**WHAT IS EXPECTED:** Reproduce the listing below without changes, except that pictures are left out.
*-*-*
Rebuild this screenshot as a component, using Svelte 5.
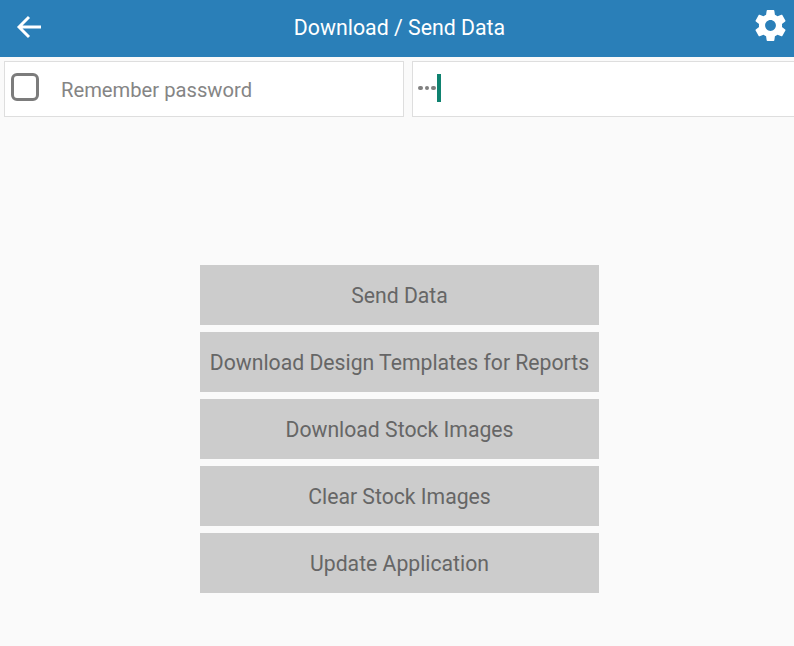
<script>
  const actions = [
    'Send Data',
    'Download Design Templates for Reports',
    'Download Stock Images',
    'Clear Stock Images',
    'Update Application'
  ];
</script>

<div class="page">
  <header class="header">
    <button class="icon back" aria-label="Back">
      <svg width="26" height="26" viewBox="0 0 26 26">
        <path d="M25 13H3.5M13 3L3 13l10 10" fill="none" stroke="#fff" stroke-width="2.9" />
      </svg>
    </button>
    <h1>Download / Send Data</h1>
    <button class="icon gear" aria-label="Settings">
      <svg width="37" height="37" viewBox="0 0 24 24">
        <path fill="#fff" d="M19.43 12.98c.04-.32.07-.64.07-.98s-.03-.66-.07-.98l2.11-1.65c.19-.15.24-.42.12-.64l-2-3.46c-.12-.22-.39-.3-.61-.22l-2.49 1c-.52-.4-1.08-.73-1.69-.98l-.38-2.65C14.46 2.18 14.25 2 14 2h-4c-.25 0-.46.18-.49.42l-.38 2.65c-.61.25-1.17.59-1.69.98l-2.49-1c-.23-.09-.49 0-.61.22l-2 3.46c-.13.22-.07.49.12.64l2.11 1.65c-.04.32-.07.65-.07.98s.03.66.07.98l-2.11 1.65c-.19.15-.24.42-.12.64l2 3.46c.12.22.39.3.61.22l2.49-1c.52.4 1.08.73 1.69.98l.38 2.65c.03.24.24.42.49.42h4c.25 0 .46-.18.49-.42l.38-2.65c.61-.25 1.17-.59 1.69-.98l2.49 1c.23.09.49 0 .61-.22l2-3.46c.12-.22.07-.49-.12-.64l-2.11-1.65zM12 15.5c-1.93 0-3.5-1.57-3.5-3.5s1.57-3.5 3.5-3.5 3.5 1.57 3.5 3.5-1.57 3.5-3.5 3.5z" />
      </svg>
    </button>
  </header>

  <div class="fields">
    <label class="field remember">
      <span class="checkbox"></span>
      <span class="label">Remember password</span>
    </label>
    <div class="field password">
      <span class="dots"><i></i><i></i><i></i></span>
      <span class="caret"></span>
    </div>
  </div>

  <div class="actions">
    {#each actions as action}
      <button class="action">{action}</button>
    {/each}
  </div>
</div>

<style>
  :global(body) {
    background: #fafafa;
  }

  .page {
    width: 794px;
    height: 646px;
    overflow: hidden;
    background: #fafafa;
    font-family: Roboto, "Liberation Sans", sans-serif;
  }

  .header {
    display: flex;
    align-items: center;
    justify-content: space-between;
    height: 57px;
    box-sizing: border-box;
    padding: 0 5px 4px 16px;
    background: #2a7fb8;
  }

  .header h1 {
    flex: 1;
    margin: 0;
    padding: 1px 0 0 5px;
    color: #fff;
    font-size: 21.3px;
    font-weight: 400;
    text-align: center;
  }

  .icon {
    display: flex;
    padding: 0;
    background: none;
    border: none;
  }

  .gear {
    margin-top: -2px;
  }

  .fields {
    display: grid;
    grid-template-columns: 400px 400px;
    gap: 8px;
    padding: 4px 0 0 4px;
  }

  .field {
    display: flex;
    align-items: center;
    height: 56px;
    box-sizing: border-box;
    background: #fff;
    border: 1px solid #dedede;
  }

  .remember {
    padding-left: 6px;
  }

  .checkbox {
    width: 28px;
    height: 28px;
    box-sizing: border-box;
    margin-top: -5px;
    border: 3px solid #7c7c7c;
    border-radius: 6px;
  }

  .label {
    margin-left: 22px;
    padding-top: 1px;
    color: #858585;
    font-size: 20.2px;
  }

  .password {
    padding-left: 5px;
  }

  .dots {
    display: flex;
    gap: 2px;
    margin-top: -2px;
  }

  .dots i {
    width: 4.5px;
    height: 4.5px;
    background: #808080;
    border-radius: 50%;
  }

  .caret {
    width: 4px;
    height: 28px;
    margin: -2px 0 0 1.5px;
    background: #0f8270;
  }

  .actions {
    display: flex;
    flex-direction: column;
    gap: 7px;
    width: 399px;
    margin: 148px 0 0 200px;
  }

  .action {
    height: 60px;
    padding: 1px 0 0;
    background: #cccccc;
    border: none;
    color: #666666;
    font-family: inherit;
    font-size: 21.2px;
  }
</style>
*-*-*
**EXERCISE OUTPUT:**
Rebuild this screenshot as a component, using Svelte 5.
<script>
  const actions = [
    'Send Data',
    'Download Design Templates for Reports',
    'Download Stock Images',
    'Clear Stock Images',
    'Update Application'
  ];
</script>

<div class="page">
  <header class="header">
    <button class="icon back" aria-label="Back">
      <svg width="26" height="26" viewBox="0 0 26 26">
        <path d="M25 13H3.5M13 3L3 13l10 10" fill="none" stroke="#fff" stroke-width="2.9" />
      </svg>
    </button>
    <h1>Download / Send Data</h1>
    <button class="icon gear" aria-label="Settings">
      <svg width="37" height="37" viewBox="0 0 24 24">
        <path fill="#fff" d="M19.43 12.98c.04-.32.07-.64.07-.98s-.03-.66-.07-.98l2.11-1.65c.19-.15.24-.42.12-.64l-2-3.46c-.12-.22-.39-.3-.61-.22l-2.49 1c-.52-.4-1.08-.73-1.69-.98l-.38-2.65C14.46 2.18 14.25 2 14 2h-4c-.25 0-.46.18-.49.42l-.38 2.65c-.61.25-1.17.59-1.69.98l-2.49-1c-.23-.09-.49 0-.61.22l-2 3.46c-.13.22-.07.49.12.64l2.11 1.65c-.04.32-.07.65-.07.98s.03.66.07.98l-2.11 1.65c-.19.15-.24.42-.12.64l2 3.46c.12.22.39.3.61.22l2.49-1c.52.4 1.08.73 1.69.98l.38 2.65c.03.24.24.42.49.42h4c.25 0 .46-.18.49-.42l.38-2.65c.61-.25 1.17-.59 1.69-.98l2.49 1c.23.09.49 0 .61-.22l2-3.46c.12-.22.07-.49-.12-.64l-2.11-1.65zM12 15.5c-1.93 0-3.5-1.57-3.5-3.5s1.57-3.5 3.5-3.5 3.5 1.57 3.5 3.5-1.57 3.5-3.5 3.5z" />
      </svg>
    </button>
  </header>

  <div class="fields">
    <label class="field remember">
      <span class="checkbox"></span>
      <span class="label">Remember password</span>
    </label>
    <div class="field password">
      <span class="dots"><i></i><i></i><i></i></span>
      <span class="caret"></span>
    </div>
  </div>

  <div class="actions">
    {#each actions as action}
      <button class="action">{action}</button>
    {/each}
  </div>
</div>

<style>
  :global(body) {
    background: #fafafa;
  }

  .page {
    width: 794px;
    height: 646px;
    overflow: hidden;
    background: #fafafa;
    font-family: Roboto, "Liberation Sans", sans-serif;
  }

  .header {
    display: flex;
    align-items: center;
    justify-content: space-between;
    height: 57px;
    box-sizing: border-box;
    padding: 0 5px 4px 16px;
    background: #2a7fb8;
  }

  .header h1 {
    flex: 1;
    margin: 0;
    padding: 1px 0 0 5px;
    color: #fff;
    font-size: 21.3px;
    font-weight: 400;
    text-align: center;
  }

  .icon {
    display: flex;
    padding: 0;
    background: none;
    border: none;
  }

  .gear {
    margin-top: -2px;
  }

  .fields {
    display: grid;
    grid-template-columns: 400px 400px;
    gap: 8px;
    padding: 4px 0 0 4px;
  }

  .field {
    display: flex;
    align-items: center;
    height: 56px;
    box-sizing: border-box;
    background: #fff;
    border: 1px solid #dedede;
  }

  .remember {
    padding-left: 6px;
  }

  .checkbox {
    width: 28px;
    height: 28px;
    box-sizing: border-box;
    margin-top: -5px;
    border: 3px solid #7c7c7c;
    border-radius: 6px;
  }

  .label {
    margin-left: 22px;
    padding-top: 1px;
    color: #858585;
    font-size: 20.2px;
  }

  .password {
    padding-left: 5px;
  }

  .dots {
    display: flex;
    gap: 2px;
    margin-top: -2px;
  }

  .dots i {
    width: 4.5px;
    height: 4.5px;
    background: #808080;
    border-radius: 50%;
  }

  .caret {
    width: 4px;
    height: 28px;
    margin: -2px 0 0 1.5px;
    background: #0f8270;
  }

  .actions {
    display: flex;
    flex-direction: column;
    gap: 7px;
    width: 399px;
    margin: 148px 0 0 200px;
  }

  .action {
    height: 60px;
    padding: 1px 0 0;
    background: #cccccc;
    border: none;
    color: #666666;
    font-family: inherit;
    font-size: 21.2px;
  }
</style>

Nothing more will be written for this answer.